8th March           Suzy                       @sewing_in_spain
19th March         Lisa                          No blog                                         @sewlastminutelisa
26th March         Isi                                      @isi_crafts
2nd April             Mónica         @mamemimoblog

18 thoughts on “Lara Sanner Menthe Jacket

  1. Your jacket is absolutely fabulous! I love the fabric and your use of contrast is perfect. Love the inside finishes too, truly a work of art. Off to check out that pattern:)

  2. This pattern really stands out of the crowd with its original lines. The fit looks awesome on you and your buttons are simply genius. !Que linda chaqueta! Felicitaciones mi amiga xxx

    1. Gracias mi amiga! The style lines are really interesting and I love those pockets. I would have liked to have worked out the cuff, but just couldn’t!

  3. All the details of this are beautiful. Isn’t Google translate wonderful. I jumped in with similar lack of concern to pattern test for German designer TINAlisa. How hard could it be 🤪😅. Designer sent me link for translating pdf files. You can upload instruction pdf documents to this site, and it translates them with minimal change of layout. Follow the link and upload:
    I realised I’d jumped in deep end when tester instructions were given in video (no subtitles) on Facebook 😂

    1. Haha, I also had a video with no subtitles. It didn’t help that I was mesmerised by Lara’s beautiful fingers, so stopped watching. That link will be really useful for Japanese pattern books which also have me scratching my head!

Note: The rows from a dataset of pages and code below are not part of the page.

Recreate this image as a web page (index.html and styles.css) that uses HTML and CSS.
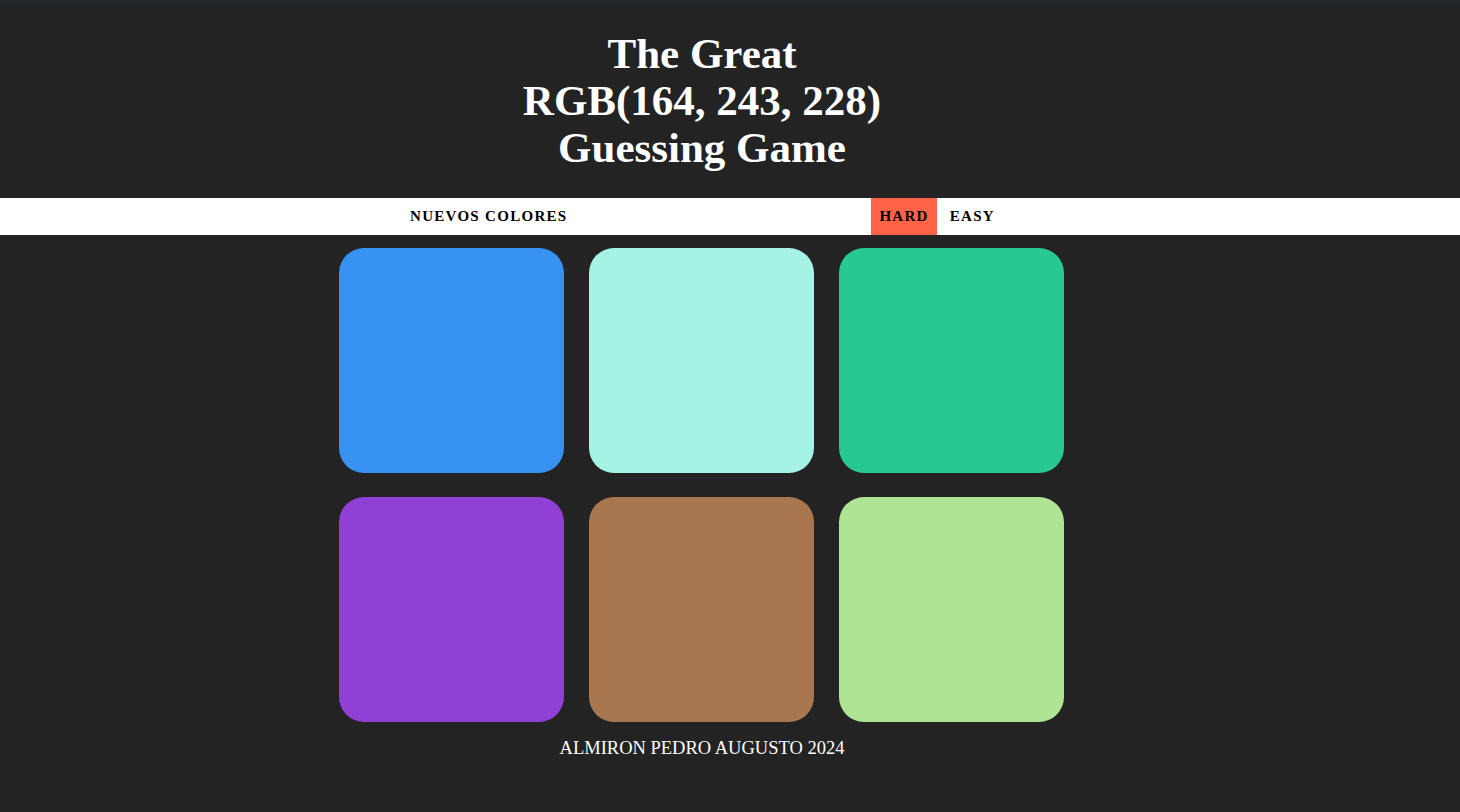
FILE: index.html
```html
<!DOCTYPE html>
<html lang="es">
<head>
<meta charset="utf-8">
<title>The Great RGB Guessing Game</title>
<link rel="stylesheet" href="styles.css">
</head>
<body>
<header class="header">
  <h1 class="title">The Great<br><span class="rgb">RGB(164, 243, 228)</span><br>Guessing Game</h1>
</header>
<nav class="bar">
  <div class="bar-inner">
    <button class="btn btn-new">NUEVOS COLORES</button>
    <span class="message"></span>
    <div class="modes">
      <button class="btn mode selected">HARD</button>
      <button class="btn mode">EASY</button>
    </div>
  </div>
</nav>
<main class="board">
  <div class="square" style="background: rgb(55, 146, 242)"></div>
  <div class="square" style="background: rgb(164, 243, 228)"></div>
  <div class="square" style="background: rgb(39, 200, 147)"></div>
  <div class="square" style="background: rgb(145, 64, 214)"></div>
  <div class="square" style="background: rgb(168, 119, 79)"></div>
  <div class="square" style="background: rgb(176, 228, 149)"></div>
</main>
<footer class="footer">ALMIRON PEDRO AUGUSTO 2024</footer>
</body>
</html>
```

FILE: styles.css
```css
* { box-sizing: border-box; }

html, body {
  margin: 0;
  padding: 0;
  background: #232323;
}

body {
  border-top: 3px solid #21262b;
  font-family: "Liberation Serif", "Times New Roman", serif;
  color: #ffffff;
  min-height: 812px;
}

.header {
  padding: 27px 56px 27px 0;
  text-align: center;
}

.title {
  margin: 0;
  font-size: 43px;
  line-height: 47px;
  font-weight: bold;
  color: #ffffff;
}

.bar {
  background: #ffffff;
  height: 37px;
}

.bar-inner {
  width: 604px;
  margin: 0 auto;
  position: relative;
  left: -28px;
  height: 37px;
  display: flex;
  align-items: stretch;
  justify-content: space-between;
}

.btn {
  font-family: "Liberation Serif", "Times New Roman", serif;
  font-weight: bold;
  font-size: 15px;
  letter-spacing: 1.3px;
  color: #000000;
  background: transparent;
  border: none;
  padding: 0 10px;
  margin: 0;
  cursor: pointer;
}

.modes {
  display: flex;
  align-items: stretch;
}

.mode {
  padding: 0 8px;
}

.mode + .mode {
  padding: 0 9px 0 13px;
}

.selected {
  background: #ff6347;
}

.board {
  width: 725px;
  margin: 13px auto 0;
  position: relative;
  left: -28.5px;
  display: grid;
  grid-template-columns: repeat(3, 225px);
  column-gap: 25px;
  row-gap: 24px;
}

.square {
  width: 225px;
  height: 225px;
  border-radius: 25px;
}

.footer {
  text-align: center;
  padding-right: 56px;
  margin-top: 14px;
  font-size: 18.5px;
  line-height: 24px;
}
```
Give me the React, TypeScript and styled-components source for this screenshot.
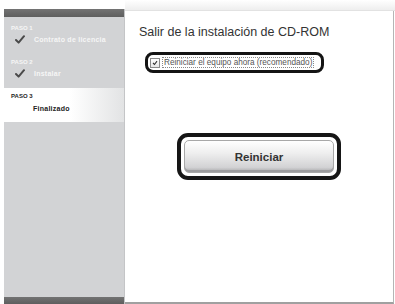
import React from 'react'
import styled, { createGlobalStyle } from 'styled-components'

const GlobalStyle = createGlobalStyle`
    html, body {
        margin: 0;
        padding: 0;
        background: #ffffff;
        font-family: 'Liberation Sans', Arial, sans-serif;
    }
`

const Frame = styled.div`
    display: flex;
    width: 395px;
    height: 304px;
    padding-left: 4px;
    box-sizing: border-box;
    overflow: hidden;
`

const Sidebar = styled.div`
    width: 121px;
    margin-top: 9px;
    display: flex;
    flex-direction: column;
    background: #d2d3d5;
    border-right: 1px solid #c4c5c7;
    box-sizing: border-box;
`

const SideBar = styled.div<{ $h: number }>`
    height: ${props => props.$h}px;
    background: linear-gradient(#737373, #5e5e5e);
`

const Steps = styled.div`
    flex: 1;
    display: flex;
    flex-direction: column;
`

const Step = styled.div<{ $active?: boolean }>`
    display: flex;
    flex-direction: column;
    gap: ${props => (props.$active ? '2px' : '1px')};
    margin-top: ${props => (props.$active ? '3px' : '0')};
    padding: ${props => (props.$active ? '4px 0 8px 7px' : '7px 0 6px 7px')};
    background: ${props =>
        props.$active ? 'linear-gradient(90deg, #ffffff 0%, #ffffff 55%, #e2e3e4 100%)' : 'transparent'};
`

const StepLabel = styled.div<{ $active?: boolean }>`
    font-size: 6px;
    font-weight: bold;
    line-height: 8px;
    color: ${props => (props.$active ? '#1e1e1e' : '#f6f6f6')};
`

const StepName = styled.div<{ $active?: boolean }>`
    display: flex;
    align-items: center;
    gap: 9px;
    height: 12px;
    padding-left: ${props => (props.$active ? '22px' : '4px')};
    font-size: 7px;
    font-weight: bold;
    letter-spacing: 0.25px;
    color: ${props => (props.$active ? '#222' : '#f6f6f6')};
`

const Main = styled.div`
    flex: 1;
    display: flex;
    flex-direction: column;
`

const TopStrip = styled.div`
    height: 10px;
    background: linear-gradient(#ffffff, #eeeeee);
    border-bottom: 1px solid #e2e2e2;
`

const Panel = styled.div`
    flex: 1;
    display: flex;
    flex-direction: column;
    margin-right: 1px;
    padding: 14px 0 0 14px;
    background: #ffffff;
    border-right: 1px solid #b5b5b5;
    border-bottom: 2px solid #a0a0a0;
`

const Title = styled.div`
    font-size: 12.5px;
    color: #333;
    line-height: 14px;
`

const CheckCallout = styled.div`
    display: flex;
    align-items: center;
    gap: 2px;
    width: 179px;
    height: 21px;
    margin: 13px 0 0 6px;
    padding-left: 2px;
    box-sizing: border-box;
    border: 3px solid #141414;
    border-radius: 8px;
`

const CheckBox = styled.span`
    display: inline-flex;
    align-items: center;
    justify-content: center;
    width: 8px;
    height: 8px;
    border: 1px solid #8a8a8a;
    background: linear-gradient(#ffffff, #e6e6e6);
`

const CheckText = styled.span`
    font-size: 8.2px;
    color: #555;
    padding: 0 1px;
    border: 1px dotted #888;
    line-height: 9px;
    white-space: nowrap;
`

const ButtonCallout = styled.div`
    align-self: center;
    width: 164px;
    height: 47px;
    margin: 60px 0 0 -14px;
    padding: 3px;
    box-sizing: border-box;
    border: 4px solid #161616;
    border-radius: 11px;
    display: flex;
`

const Button = styled.button`
    flex: 1;
    border: 1px solid #a8a8a8;
    border-radius: 5px;
    background: linear-gradient(#ffffff 0%, #eeeeee 40%, #d2d2d4 85%, #a8a8aa 100%);
    box-shadow: inset 0 -2px 0 #9c9c9e;
    font-family: 'Liberation Sans', Arial, sans-serif;
    font-size: 11.5px;
    font-weight: bold;
    color: #333;
    padding: 0;
`

const Check = ({ color = '#4a4a4a' }: { color?: string }) => (
    <svg width="10" height="9" viewBox="0 0 10 9">
        <path d="M1 5 L3.6 7.6 L9 1.2" fill="none" stroke={color} strokeWidth="2" strokeLinecap="round" strokeLinejoin="round" />
    </svg>
)

const SmallCheck = () => (
    <svg width="6" height="6" viewBox="0 0 6 6">
        <path d="M1 3 L2.5 4.5 L5 1.2" fill="none" stroke="#333" strokeWidth="1.1" />
    </svg>
)

const steps = [
    { label: 'PASO 1', name: 'Contrato de licencia', done: true },
    { label: 'PASO 2', name: 'Instalar', done: true },
    { label: 'PASO 3', name: 'Finalizado', active: true },
]

const App = () => {
    return (
        <>
            <GlobalStyle />
            <Frame>
                <Sidebar>
                    <SideBar $h={8} />
                    <Steps>
                        {steps.map(step => (
                            <Step key={step.label} $active={step.active}>
                                <StepLabel $active={step.active}>{step.label}</StepLabel>
                                <StepName $active={step.active}>
                                    {step.done && <Check />}
                                    {step.name}
                                </StepName>
                            </Step>
                        ))}
                    </Steps>
                    <SideBar $h={7} />
                </Sidebar>
                <Main>
                    <TopStrip />
                    <Panel>
                        <Title>Salir de la instalación de CD-ROM</Title>
                        <CheckCallout>
                            <CheckBox>
                                <SmallCheck />
                            </CheckBox>
                            <CheckText>Reiniciar el equipo ahora (recomendado)</CheckText>
                        </CheckCallout>
                        <ButtonCallout>
                            <Button>Reiniciar</Button>
                        </ButtonCallout>
                    </Panel>
                </Main>
            </Frame>
        </>
    )
}

export default App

  4. It looks fabulous! I’m friends with Lisa and have been hearing about hers as she’s been making it. I think she should have taken a crash course in Spanish🙈

    1. Thank you! I’m actually learning Spanish as I was supposed to be visiting my sister in Spain later this year (probably not going to happen now), but it stood me in no stead whatsoever. Lara’s beautiful hands had me mesmerised so the videos were a bit of a distraction. However, the jacket is actually not that difficult to put together.